The very concept of “cultural appropriation” is supposed to hinge on the history of domination and oppression. Non-white people have been conquering, oppressing, and enslaving each other for millennia. So if a Chinese woman wears a Japanese kimono, or a Japanese woman wears a Chinese cheongsam, why is that not cultural appropriation? Because White Domination over other races is somehow a special kind of domination. Policing cultural appropriation, which is based on the dichotomy of “white vs non-white”, reinforces this notion and serves to glorify white superiority.
The opposite of “cultural appropriation” is “racial conformism”, which is another way of saying “put the coloreds in their place”. If you object to White people wearing Zulu necklaces, what you are actually saying is “Let the Zulus wear Zulu necklaces.” The end result is racial segregation, not by physical walls, but by culture.
Opposing racism is fine. But if you oppose an ill defined notion of cultural appropriation, and focus it on the “white vs non-white” dichotomy, you are not opposing racism but enhancing it.

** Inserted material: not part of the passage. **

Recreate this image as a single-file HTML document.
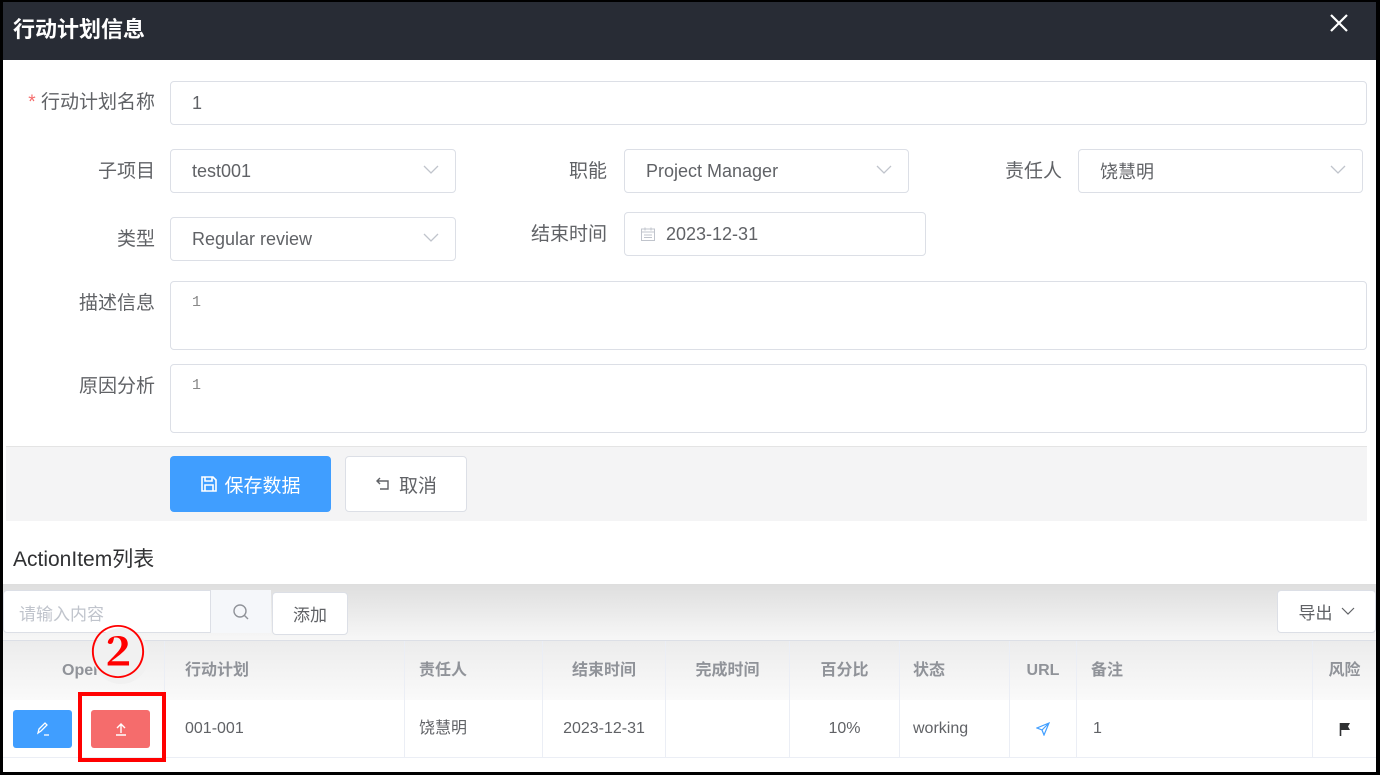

What does any of this have to do with writing? Fiction, like movies and music, thrives on cultural cross-pollination. Long before modern publishing, the oral folklore of yamamba, the Japanese witch creature, and baba-yaga, the Russian witch creature, shared similar stories. Krampus, the horned anthropomorphic creature of Eastern Europe, and namahage, the horned anthropomorphic creature of northern Japan, share almost exactly the same legends. Stories have traveled the world and fused and meshed for millennia, changing small elements over time to adapt to different environments. Yet recently, a writer named Catherynne Valente was accused of cultural appropriation for adopting elements of Russian folklore in a fantasy novel. I could respond to this nonsense in any number of ways, but what if I told you that those fantasy elements that segregationists seemed to object to were not Russian folklore at all, but Japanese folklore, which has its origins in Chinese folklore, which was heavily influenced by Tibetan folklore, whose origins can be traced to Hindu mythologies, which has parallels in Macedonian fairytales, which bare resemblance to Russian folklore, but can also be traced to Egyptian origins? Stories cross react over cultural boundaries. That’s the nature of it. It is unavoidable.